二部構成なのだけど、一部の後半のかなりの時間、床のリノリウムを剥したり、壁の大きなパネル(モノクロの、レトロな写真のような画像)を撤去したりする作業を延々と見せているのがとても大胆だ。その間も、緩慢なパフォーマンスが続いてはいるのだが。いや、むしろ、このゆるやかにだらしなく進む時間を舞台の上に実現することにこそ、この作品の本質的なものがあるように思う。

二部は、もう、ぽつりぽつりとしか上演行為がなされない。上演行為の痕跡となる水溜りや椅子が置き去りにされて、あちらこちらに点在している。舞台の上ににじむような照明の美しさが際立つばかりである。

二部では、なぜか、舞台中央部だけ床がむき出しにされていて、何かが終ったあと、片付けられてしまった空間のあてどなさが漂っているのだけれど、そして、そこに人々が名残惜しむように繰り返し戻ってくる。

むき出された床のざらついた存在感が迫ってくる。
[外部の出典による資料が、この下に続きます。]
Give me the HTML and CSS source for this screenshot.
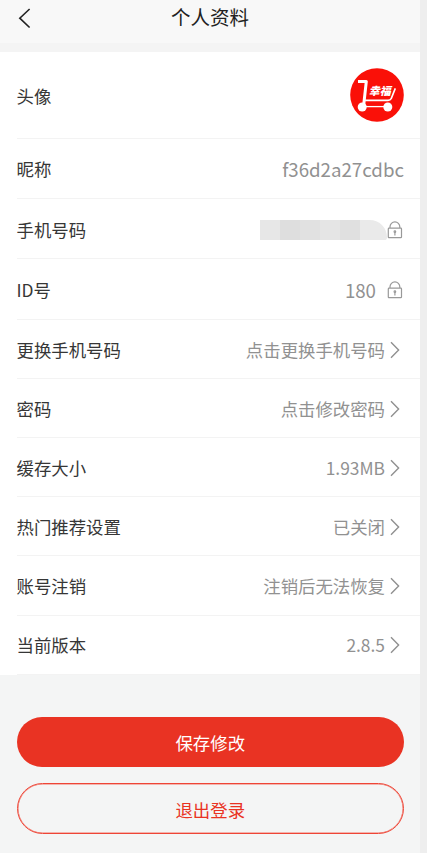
FILE: index.html
```html
<!DOCTYPE html>
<html lang="zh-CN">
<head>
<meta charset="utf-8">
<title>个人资料</title>
<link rel="stylesheet" href="styles.css">
</head>
<body>
<svg class="defs" aria-hidden="true">
  <symbol id="chevron" viewBox="0 0 10 18"><path d="M1 1.3 8.6 9 1 16.7"/></symbol>
  <symbol id="lock" viewBox="0 0 16 18"><rect x="1.3" y="7.1" width="13.2" height="9.6" rx=".8"/><path d="M3 7.1V5.8a4.9 4.9 0 0 1 9.8 0v1.3M7.9 10.8v3.6"/><circle cx="7.9" cy="10.7" r=".8"/></symbol>
</svg>
<main class="screen">
  <header class="bar">
    <svg class="back" viewBox="0 0 13 21"><path d="M11.6 1 1.8 10.2l9.8 9.3"/></svg>
    <h1>个人资料</h1>
  </header>
  <section class="list">
    <div class="row row-avatar"><span>头像</span>
      <svg class="avatar" viewBox="0 0 54 54">
        <circle cx="27" cy="27" r="26.8" fill="#fa1008"/>
        <g fill="none" stroke="#fff" stroke-linejoin="round">
          <path d="M8 13.5h8.3L13.8 36" stroke-width="3"/>
          <path d="M14 32.4h24q2.3 0 3.3-2l4-10" stroke-width="1.6"/>
          <path d="M13 38.6h25" stroke-width="1.3"/>
        </g>
        <circle cx="12.2" cy="39" r="4.5" fill="#fff"/>
        <circle cx="37.8" cy="39" r="4.5" fill="#fff"/>
        <text class="brand" x="18.8" y="27">幸福</text>
      </svg>
    </div>
    <div class="row"><span>昵称</span><span class="value big">f36d2a27cdbc</span></div>
    <div class="row"><span>手机号码</span><span class="value"><span class="mask"><i></i><i></i><i></i><i></i><i></i><i></i><i></i></span><svg class="lock"><use href="#lock"/></svg></span></div>
    <div class="row"><span>ID号</span><span class="value big"><span class="number">180</span><svg class="lock"><use href="#lock"/></svg></span></div>
    <div class="row short"><span>更换手机号码</span><span class="value">点击更换手机号码<svg class="chevron"><use href="#chevron"/></svg></span></div>
    <div class="row short"><span>密码</span><span class="value">点击修改密码<svg class="chevron"><use href="#chevron"/></svg></span></div>
    <div class="row short"><span>缓存大小</span><span class="value">1.93MB<svg class="chevron"><use href="#chevron"/></svg></span></div>
    <div class="row short"><span>热门推荐设置</span><span class="value">已关闭<svg class="chevron"><use href="#chevron"/></svg></span></div>
    <div class="row short"><span>账号注销</span><span class="value">注销后无法恢复<svg class="chevron"><use href="#chevron"/></svg></span></div>
    <div class="row short"><span>当前版本</span><span class="value">2.8.5<svg class="chevron"><use href="#chevron"/></svg></span></div>
  </section>
  <div class="actions">
    <button class="save">保存修改</button>
    <button class="logout">退出登录</button>
  </div>
</main>
</body>
</html>
```
FILE: styles.css
```css
* { box-sizing: border-box; }
body {
  margin: 0;
  height: 853px;
  overflow: hidden;
  background: #eee;
  color: #363636;
  font: 17.4px/26px "Noto Sans CJK SC", sans-serif;
}
.defs { display: none; }
.screen { width: 420px; height: 853px; background: #f4f5f5; }
.bar {
  display: grid;
  grid-template-columns: 32px 1fr 32px;
  align-items: start;
  height: 51.5px;
  background: linear-gradient(#f8f8f8 43.5px, #f4f4f4 43.5px);
}
.back { width: 13px; height: 21px; margin: 8px 0 0 18px; fill: none; stroke: #222; stroke-width: 1.6; }
h1 { margin: 3px 0 0; text-align: center; font-size: 19.5px; line-height: 28px; font-weight: 400; color: #222; }
.list { background: #fff; padding-left: 16.5px; }
.row {
  display: flex;
  align-items: center;
  justify-content: space-between;
  height: 60.2px;
  padding: 1.8px 16px 0 0;
  border-bottom: 1px solid #f3f3f3;
}
.row-avatar { height: 87.5px; padding-top: 1px; }
.row-avatar span { padding-top: 2px; }
.short { height: 59.2px; }
.avatar { width: 54px; height: 54px; }
.brand { font-size: 11px; font-weight: 900; font-style: italic; fill: #fff; }
.value { display: flex; align-items: center; color: #919191; }
.big { font-size: 18.7px; }
.number { margin-right: 11px; }
.lock { width: 16px; height: 18px; margin: 0 1px 0 0; fill: none; stroke: #999; stroke-width: 1.2; }
.mask { display: flex; width: 127px; height: 20px; border-radius: 0 20px 3px 0; overflow: hidden; }
.mask i { flex: 0 0 20px; background: #e7e7e7; }
.mask i:nth-child(2) { background: #dedede; }
.mask i:nth-child(3) { background: #e1e1e1; }
.mask i:nth-child(4) { background: #e5e5e5; }
.mask i:nth-child(5) { background: #e0e0e0; }
.mask i:nth-child(n+6) { background: #eaeaea; }
.chevron { width: 10px; height: 18px; margin: 0 4px 0 5px; fill: none; stroke: #909090; stroke-width: 1.4; }
.actions { display: flex; flex-direction: column; gap: 16px; padding: 42px 16.5px 0 17px; }
button {
  height: 50.6px;
  padding: 2px 0 0;
  border: 0;
  border-radius: 26px;
  font: inherit;
}
.save { background: #e93323; color: #fff; }
.logout { background: transparent; border: 1px solid #ee4536; box-shadow: inset 0 0 0 .5px #f27468; color: #e93323; }
```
舞台奥へと平らかに延びているはずの床面が、垂直に起立してくるかのような錯視が湧き上がってくる。上演行為は、むしろその空間の「がらんどうさ」を際立たせるために散在させられているのだと私は信じ始めていた。

もう、この作品がどのように始まって、どのように終ったのかも憶えていないのだけれど、この作品のゆるやかな時間の中で、舞台の空間に対面した、そのにぶい感触だけが、今も強く残っているのだった。

この公演を見ながら、私は、ピナ・バウシュに心酔する人の気持ちも、拒絶する人の気持ちも、わかるような気がしていた。

ところで、おそらく意味もわからずに声に出される日本語というのはどういうものなのだろうか。
外人ダンサーが音だけでおぼえた台詞もまた「超リアル日本語」であるには違いない。